Silver(II) sulfate
- Names: Other names Argentic sulfate;

Identifiers
- CAS Number: 16106-39-1;
- 3D model (JSmol): Interactive image;
- ChemSpider: 10716397;
- PubChem CID: 14620146;

Properties
- Chemical formula: AgSO_{4}
- Molar mass: 203.93 g/mol
- Appearance: Black solid
- Density: 4.46 g/cm^{3}
- Melting point: 126 °C (259 °F; 399 K) (decomposition)
- Solubility in water: Reacts
- Solubility: Insoluble in sulfuric acid and organic solvents

Related compounds
- Other cations: Copper(II) sulfate Gold(II) sulfate
- Related compounds: Silver(I) sulfate

= Silver(II) sulfate =

Silver(II) sulfate is an inorganic chemical compound with the formula AgSO_{4}. A lesser-known silver sulfate compared to the much more common silver(I) sulfate, it is a black solid that also forms the monohydrate, AgSO_{4}·H_{2}O, which is also a black solid.

==Preparation and structure==
Silver(II) sulfate is prepared by the reaction of silver(II) fluoride and sulfuric acid:
AgF_{2} + H_{2}SO_{4} → AgSO_{4} + 2 HF
Different reaction temperatures produce different polymorphs. The reaction at –35 °C produces the more common α form, while the reaction at 70 °C produces a mixture of the α and β forms.

α-AgSO_{4} can also be produced electrochemically by the electrolysis of a solution of silver(I) sulfate in sulfuric acid. This method produces a purer product than the first method.

The α polymorph, an antiferromagnet isostructural to a high-temperature polymorph of PdSO_{4}, has square-planar AgO_{4} centers which are all linked by SO_{4} tetrahedra. This polymorph is relatively unchanged even at pressures up to 23 GPa. Above this pressure, it decomposes to silver pyrosulfate (Ag_{2}S_{2}O_{7}) with the release of oxygen.

The β polymorph, isostructural to CuSO_{4}, has distorted AgO_{6} octahederas also linked by SO_{4} tetrahedra.

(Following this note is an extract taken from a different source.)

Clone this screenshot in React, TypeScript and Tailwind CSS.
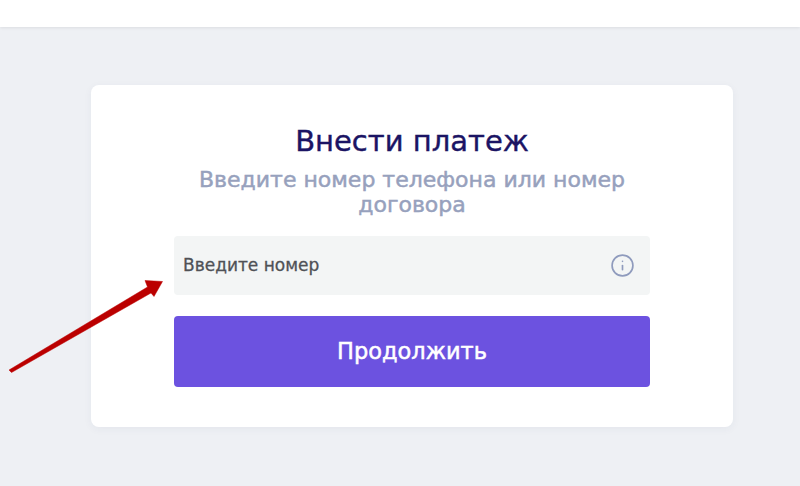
import { Info } from "lucide-react"

const font = "font-['DejaVu_Sans',sans-serif]"

export default function App() {
	return (
		<div className={`relative h-[486px] w-[800px] overflow-hidden bg-[#eef0f4] ${font}`}>
			<div className="h-[27px] bg-white shadow-[0_1px_3px_rgba(0,0,0,0.08)]" />
			<div className="ml-[91px] mt-[58px] flex h-[342px] w-[642px] flex-col items-center rounded-lg bg-white pt-[38px] shadow-[0_2px_8px_rgba(40,50,90,0.05)]">
				<h1 className="text-[29px] leading-[36px] text-[#1b1464] [-webkit-text-stroke:0.4px_#1b1464]">Внести платеж</h1>
				<p className="mt-[8px] w-[476px] text-center text-[22px] leading-[25px] text-[#97a1bd] [-webkit-text-stroke:0.5px_#97a1bd]">
					Введите номер телефона или номер договора
				</p>
				<div className="mt-[19px] flex h-[59px] w-[476px] items-center justify-between rounded bg-[#f3f5f5] pl-[9px] pr-[15px]">
					<span className="text-[17px] text-[#4f5156] [-webkit-text-stroke:0.3px_#4f5156]">Введите номер</span>
					<Info size={25} strokeWidth={1.6} className="text-[#8f9bbd]" />
				</div>
				<button className="mt-[21px] h-[71px] w-[476px] rounded bg-[#6c52e0] text-[22.5px] text-white [-webkit-text-stroke:0.5px_#ffffff]">
					Продолжить
				</button>
			</div>
			<svg className="absolute left-0 top-0" width="800" height="486" viewBox="0 0 800 486" fill="none">
				<path d="M11.500 372.500L9 370L147.500 287L145 280.500L162.500 281.500L154 296.500L151 293Z" fill="#bb0000" stroke="#bb0000" strokeWidth="0.5" strokeLinejoin="round" />
			</svg>
		</div>
	)
}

Anhydrous silver(II) sulfate slowly absorbs moisture from air to produce the monohydrate, AgSO_{4}·H_{2}O, which converts back to the anhydrous form when heated to 90 °C. Its structural formula is [Ag(H_{2}O)_{2}][Ag(SO_{4})_{2}], indicating the presence of two different silver atom environments which are linked by SO_{4} bridges.

Crystallographic data for the 3 forms of silver(II) sulfate
| Compound | α-AgSO_{4} | β-AgSO_{4} | AgSO_{4}·H_{2}O |
|---|---|---|---|
| Crystal Structure | Monoclinic | Monoclinic | Triclinic |
| Space Group | C2/c | P2_{1}/n | P1 |
| Lattice constant a (Å) | 12.85 | 4.75 | 5.12 |
| Lattice constant b (Å) | 13.67 | 8.77 | 5.39 |
| Lattice constant c (Å) | 9.37 | 7.22 | 7.85 |
| α |  |  | 107.3° |
| β | 47.6° | 94.0° | 105.1° |
| γ |  |  | 92.4° |
| Z | 16 | 4 | 2 |
| Calculated density (g/cm^{3}) | 4.46 | 4.51 | 3.72 |

==Properties and reactions==
Anhydrous silver(II) sulfate slowly hydrates in air to the monohydrate. The monohydrate is air-stable; however, any impurities catalyze the reduction to silver(I) sulfate. The monohydrate releases water, forming the anhydrous form (α polymorph) when heated to 90 °C, which in turn exothermically decomposes to silver pyrosulfate (Ag_{2}S_{2}O_{7}) at 126 °C:
2 AgSO_{4} → 2 Ag_{2}S_{2}O_{7} + O_{2}
On the other hand, the β polymorph decomposes at 220 °C also to silver pyrosulfate. The resulting silver pyrosulfate decomposes at 344 °C to silver(I) sulfate with the release of sulfur trioxide:
Ag_{2}S_{2}O_{7} → Ag_{2}SO_{4} + SO_{3}
==Applications==
Silver(II) sulfate has no applications, but is being studied as an oxidizing agent in organic chemistry, such as in the C-C coupling of aromatic systems.